──────── Raw data

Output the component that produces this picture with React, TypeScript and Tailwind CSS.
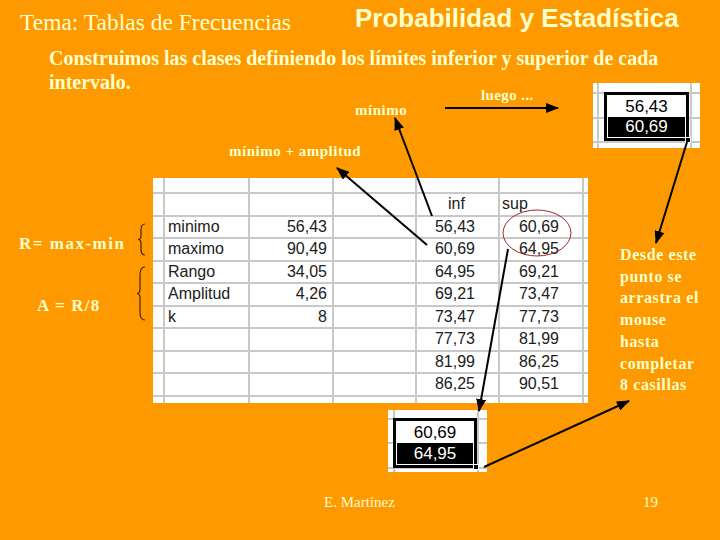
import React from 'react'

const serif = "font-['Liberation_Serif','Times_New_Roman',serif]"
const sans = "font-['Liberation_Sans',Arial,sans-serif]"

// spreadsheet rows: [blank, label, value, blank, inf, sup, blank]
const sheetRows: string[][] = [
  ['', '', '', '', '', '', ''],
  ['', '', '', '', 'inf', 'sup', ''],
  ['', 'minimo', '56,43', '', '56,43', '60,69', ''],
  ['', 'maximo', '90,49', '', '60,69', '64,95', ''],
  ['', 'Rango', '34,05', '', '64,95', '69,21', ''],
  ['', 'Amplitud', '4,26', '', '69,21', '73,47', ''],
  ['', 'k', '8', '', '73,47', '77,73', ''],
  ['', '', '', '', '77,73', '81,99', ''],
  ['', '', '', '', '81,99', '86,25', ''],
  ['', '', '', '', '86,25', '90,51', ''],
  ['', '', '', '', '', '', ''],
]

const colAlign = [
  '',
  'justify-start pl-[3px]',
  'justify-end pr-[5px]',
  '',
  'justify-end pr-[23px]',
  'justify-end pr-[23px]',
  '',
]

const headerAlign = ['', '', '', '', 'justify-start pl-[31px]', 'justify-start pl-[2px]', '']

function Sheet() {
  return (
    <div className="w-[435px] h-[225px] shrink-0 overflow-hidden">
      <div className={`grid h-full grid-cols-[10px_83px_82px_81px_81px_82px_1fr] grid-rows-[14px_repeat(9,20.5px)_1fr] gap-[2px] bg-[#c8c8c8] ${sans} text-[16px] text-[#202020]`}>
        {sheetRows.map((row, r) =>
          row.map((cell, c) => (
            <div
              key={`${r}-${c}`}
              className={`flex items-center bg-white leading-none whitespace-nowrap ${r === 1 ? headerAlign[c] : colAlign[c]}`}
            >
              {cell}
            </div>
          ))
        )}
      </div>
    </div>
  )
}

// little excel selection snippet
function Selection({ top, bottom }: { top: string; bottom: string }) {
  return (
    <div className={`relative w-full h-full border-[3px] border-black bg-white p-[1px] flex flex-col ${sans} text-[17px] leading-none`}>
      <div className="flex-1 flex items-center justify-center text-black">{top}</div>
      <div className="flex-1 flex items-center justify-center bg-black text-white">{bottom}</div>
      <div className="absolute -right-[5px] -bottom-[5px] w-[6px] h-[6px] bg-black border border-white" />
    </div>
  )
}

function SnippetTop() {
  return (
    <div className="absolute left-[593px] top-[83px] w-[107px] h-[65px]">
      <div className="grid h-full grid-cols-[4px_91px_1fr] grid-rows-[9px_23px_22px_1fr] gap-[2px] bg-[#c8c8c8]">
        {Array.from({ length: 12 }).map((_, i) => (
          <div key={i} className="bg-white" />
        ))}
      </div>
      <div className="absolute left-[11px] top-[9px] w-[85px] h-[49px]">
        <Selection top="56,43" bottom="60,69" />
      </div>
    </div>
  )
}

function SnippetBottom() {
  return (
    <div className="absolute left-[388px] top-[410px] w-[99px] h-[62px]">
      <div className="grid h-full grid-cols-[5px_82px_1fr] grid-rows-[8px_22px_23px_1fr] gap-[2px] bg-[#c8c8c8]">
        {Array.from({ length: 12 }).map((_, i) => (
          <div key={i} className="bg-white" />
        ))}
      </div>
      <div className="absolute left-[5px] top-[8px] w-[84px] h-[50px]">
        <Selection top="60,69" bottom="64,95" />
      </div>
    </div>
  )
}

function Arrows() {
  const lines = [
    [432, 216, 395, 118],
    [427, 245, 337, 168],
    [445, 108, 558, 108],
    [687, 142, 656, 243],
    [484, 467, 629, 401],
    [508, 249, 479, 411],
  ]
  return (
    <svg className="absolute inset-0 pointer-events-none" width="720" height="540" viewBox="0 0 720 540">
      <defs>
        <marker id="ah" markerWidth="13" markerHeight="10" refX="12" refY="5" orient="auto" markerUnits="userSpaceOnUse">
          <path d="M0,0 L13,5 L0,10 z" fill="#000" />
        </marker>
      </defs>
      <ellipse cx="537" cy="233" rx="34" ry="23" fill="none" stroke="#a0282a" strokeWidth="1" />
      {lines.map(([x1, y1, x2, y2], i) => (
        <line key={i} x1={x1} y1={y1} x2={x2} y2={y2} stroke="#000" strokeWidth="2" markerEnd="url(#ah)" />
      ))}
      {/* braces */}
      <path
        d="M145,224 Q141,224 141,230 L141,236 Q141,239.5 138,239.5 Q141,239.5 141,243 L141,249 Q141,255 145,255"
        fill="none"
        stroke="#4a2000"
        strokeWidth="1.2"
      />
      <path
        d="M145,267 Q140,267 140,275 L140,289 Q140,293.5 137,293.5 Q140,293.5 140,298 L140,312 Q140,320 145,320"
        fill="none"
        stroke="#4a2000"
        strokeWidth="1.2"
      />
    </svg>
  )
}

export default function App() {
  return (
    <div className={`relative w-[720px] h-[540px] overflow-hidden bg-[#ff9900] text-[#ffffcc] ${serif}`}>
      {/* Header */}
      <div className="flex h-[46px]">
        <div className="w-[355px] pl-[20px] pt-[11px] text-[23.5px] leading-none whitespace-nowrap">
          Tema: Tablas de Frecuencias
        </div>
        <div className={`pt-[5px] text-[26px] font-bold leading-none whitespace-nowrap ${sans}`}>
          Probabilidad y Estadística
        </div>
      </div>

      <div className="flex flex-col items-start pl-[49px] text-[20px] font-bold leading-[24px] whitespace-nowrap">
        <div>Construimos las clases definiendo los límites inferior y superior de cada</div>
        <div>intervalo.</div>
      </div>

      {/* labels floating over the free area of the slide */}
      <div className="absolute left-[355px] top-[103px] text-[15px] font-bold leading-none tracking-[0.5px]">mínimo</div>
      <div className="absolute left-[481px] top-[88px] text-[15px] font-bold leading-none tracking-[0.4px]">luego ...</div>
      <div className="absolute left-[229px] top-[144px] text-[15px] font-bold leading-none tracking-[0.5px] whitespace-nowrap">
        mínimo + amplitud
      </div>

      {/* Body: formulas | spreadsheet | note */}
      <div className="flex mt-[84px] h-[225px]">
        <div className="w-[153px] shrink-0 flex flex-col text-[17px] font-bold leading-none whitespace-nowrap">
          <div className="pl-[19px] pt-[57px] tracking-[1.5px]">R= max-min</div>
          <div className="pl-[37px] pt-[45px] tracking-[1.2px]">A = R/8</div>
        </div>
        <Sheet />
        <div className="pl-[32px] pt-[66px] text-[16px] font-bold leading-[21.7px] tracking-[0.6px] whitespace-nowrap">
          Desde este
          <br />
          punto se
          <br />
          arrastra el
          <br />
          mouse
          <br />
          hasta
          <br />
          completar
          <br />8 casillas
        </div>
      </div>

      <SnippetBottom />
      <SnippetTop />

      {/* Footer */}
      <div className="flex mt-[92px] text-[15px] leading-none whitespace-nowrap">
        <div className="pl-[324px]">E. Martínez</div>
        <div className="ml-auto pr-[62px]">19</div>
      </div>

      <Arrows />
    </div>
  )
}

────────────────

*Written instruction*
Quote every line word for word and keep the images out of the copy.

*Final result*
Output the component that produces this picture with React, TypeScript and Tailwind CSS.
import React from 'react'

const serif = "font-['Liberation_Serif','Times_New_Roman',serif]"
const sans = "font-['Liberation_Sans',Arial,sans-serif]"

// spreadsheet rows: [blank, label, value, blank, inf, sup, blank]
const sheetRows: string[][] = [
  ['', '', '', '', '', '', ''],
  ['', '', '', '', 'inf', 'sup', ''],
  ['', 'minimo', '56,43', '', '56,43', '60,69', ''],
  ['', 'maximo', '90,49', '', '60,69', '64,95', ''],
  ['', 'Rango', '34,05', '', '64,95', '69,21', ''],
  ['', 'Amplitud', '4,26', '', '69,21', '73,47', ''],
  ['', 'k', '8', '', '73,47', '77,73', ''],
  ['', '', '', '', '77,73', '81,99', ''],
  ['', '', '', '', '81,99', '86,25', ''],
  ['', '', '', '', '86,25', '90,51', ''],
  ['', '', '', '', '', '', ''],
]

const colAlign = [
  '',
  'justify-start pl-[3px]',
  'justify-end pr-[5px]',
  '',
  'justify-end pr-[23px]',
  'justify-end pr-[23px]',
  '',
]

const headerAlign = ['', '', '', '', 'justify-start pl-[31px]', 'justify-start pl-[2px]', '']

function Sheet() {
  return (
    <div className="w-[435px] h-[225px] shrink-0 overflow-hidden">
      <div className={`grid h-full grid-cols-[10px_83px_82px_81px_81px_82px_1fr] grid-rows-[14px_repeat(9,20.5px)_1fr] gap-[2px] bg-[#c8c8c8] ${sans} text-[16px] text-[#202020]`}>
        {sheetRows.map((row, r) =>
          row.map((cell, c) => (
            <div
              key={`${r}-${c}`}
              className={`flex items-center bg-white leading-none whitespace-nowrap ${r === 1 ? headerAlign[c] : colAlign[c]}`}
            >
              {cell}
            </div>
          ))
        )}
      </div>
    </div>
  )
}

// little excel selection snippet
function Selection({ top, bottom }: { top: string; bottom: string }) {
  return (
    <div className={`relative w-full h-full border-[3px] border-black bg-white p-[1px] flex flex-col ${sans} text-[17px] leading-none`}>
      <div className="flex-1 flex items-center justify-center text-black">{top}</div>
      <div className="flex-1 flex items-center justify-center bg-black text-white">{bottom}</div>
      <div className="absolute -right-[5px] -bottom-[5px] w-[6px] h-[6px] bg-black border border-white" />
    </div>
  )
}

function SnippetTop() {
  return (
    <div className="absolute left-[593px] top-[83px] w-[107px] h-[65px]">
      <div className="grid h-full grid-cols-[4px_91px_1fr] grid-rows-[9px_23px_22px_1fr] gap-[2px] bg-[#c8c8c8]">
        {Array.from({ length: 12 }).map((_, i) => (
          <div key={i} className="bg-white" />
        ))}
      </div>
      <div className="absolute left-[11px] top-[9px] w-[85px] h-[49px]">
        <Selection top="56,43" bottom="60,69" />
      </div>
    </div>
  )
}

function SnippetBottom() {
  return (
    <div className="absolute left-[388px] top-[410px] w-[99px] h-[62px]">
      <div className="grid h-full grid-cols-[5px_82px_1fr] grid-rows-[8px_22px_23px_1fr] gap-[2px] bg-[#c8c8c8]">
        {Array.from({ length: 12 }).map((_, i) => (
          <div key={i} className="bg-white" />
        ))}
      </div>
      <div className="absolute left-[5px] top-[8px] w-[84px] h-[50px]">
        <Selection top="60,69" bottom="64,95" />
      </div>
    </div>
  )
}

function Arrows() {
  const lines = [
    [432, 216, 395, 118],
    [427, 245, 337, 168],
    [445, 108, 558, 108],
    [687, 142, 656, 243],
    [484, 467, 629, 401],
    [508, 249, 479, 411],
  ]
  return (
    <svg className="absolute inset-0 pointer-events-none" width="720" height="540" viewBox="0 0 720 540">
      <defs>
        <marker id="ah" markerWidth="13" markerHeight="10" refX="12" refY="5" orient="auto" markerUnits="userSpaceOnUse">
          <path d="M0,0 L13,5 L0,10 z" fill="#000" />
        </marker>
      </defs>
      <ellipse cx="537" cy="233" rx="34" ry="23" fill="none" stroke="#a0282a" strokeWidth="1" />
      {lines.map(([x1, y1, x2, y2], i) => (
        <line key={i} x1={x1} y1={y1} x2={x2} y2={y2} stroke="#000" strokeWidth="2" markerEnd="url(#ah)" />
      ))}
      {/* braces */}
      <path
        d="M145,224 Q141,224 141,230 L141,236 Q141,239.5 138,239.5 Q141,239.5 141,243 L141,249 Q141,255 145,255"
        fill="none"
        stroke="#4a2000"
        strokeWidth="1.2"
      />
      <path
        d="M145,267 Q140,267 140,275 L140,289 Q140,293.5 137,293.5 Q140,293.5 140,298 L140,312 Q140,320 145,320"
        fill="none"
        stroke="#4a2000"
        strokeWidth="1.2"
      />
    </svg>
  )
}

export default function App() {
  return (
    <div className={`relative w-[720px] h-[540px] overflow-hidden bg-[#ff9900] text-[#ffffcc] ${serif}`}>
      {/* Header */}
      <div className="flex h-[46px]">
        <div className="w-[355px] pl-[20px] pt-[11px] text-[23.5px] leading-none whitespace-nowrap">
          Tema: Tablas de Frecuencias
        </div>
        <div className={`pt-[5px] text-[26px] font-bold leading-none whitespace-nowrap ${sans}`}>
          Probabilidad y Estadística
        </div>
      </div>

      <div className="flex flex-col items-start pl-[49px] text-[20px] font-bold leading-[24px] whitespace-nowrap">
        <div>Construimos las clases definiendo los límites inferior y superior de cada</div>
        <div>intervalo.</div>
      </div>

      {/* labels floating over the free area of the slide */}
      <div className="absolute left-[355px] top-[103px] text-[15px] font-bold leading-none tracking-[0.5px]">mínimo</div>
      <div className="absolute left-[481px] top-[88px] text-[15px] font-bold leading-none tracking-[0.4px]">luego ...</div>
      <div className="absolute left-[229px] top-[144px] text-[15px] font-bold leading-none tracking-[0.5px] whitespace-nowrap">
        mínimo + amplitud
      </div>

      {/* Body: formulas | spreadsheet | note */}
      <div className="flex mt-[84px] h-[225px]">
        <div className="w-[153px] shrink-0 flex flex-col text-[17px] font-bold leading-none whitespace-nowrap">
          <div className="pl-[19px] pt-[57px] tracking-[1.5px]">R= max-min</div>
          <div className="pl-[37px] pt-[45px] tracking-[1.2px]">A = R/8</div>
        </div>
        <Sheet />
        <div className="pl-[32px] pt-[66px] text-[16px] font-bold leading-[21.7px] tracking-[0.6px] whitespace-nowrap">
          Desde este
          <br />
          punto se
          <br />
          arrastra el
          <br />
          mouse
          <br />
          hasta
          <br />
          completar
          <br />8 casillas
        </div>
      </div>

      <SnippetBottom />
      <SnippetTop />

      {/* Footer */}
      <div className="flex mt-[92px] text-[15px] leading-none whitespace-nowrap">
        <div className="pl-[324px]">E. Martínez</div>
        <div className="ml-auto pr-[62px]">19</div>
      </div>

      <Arrows />
    </div>
  )
}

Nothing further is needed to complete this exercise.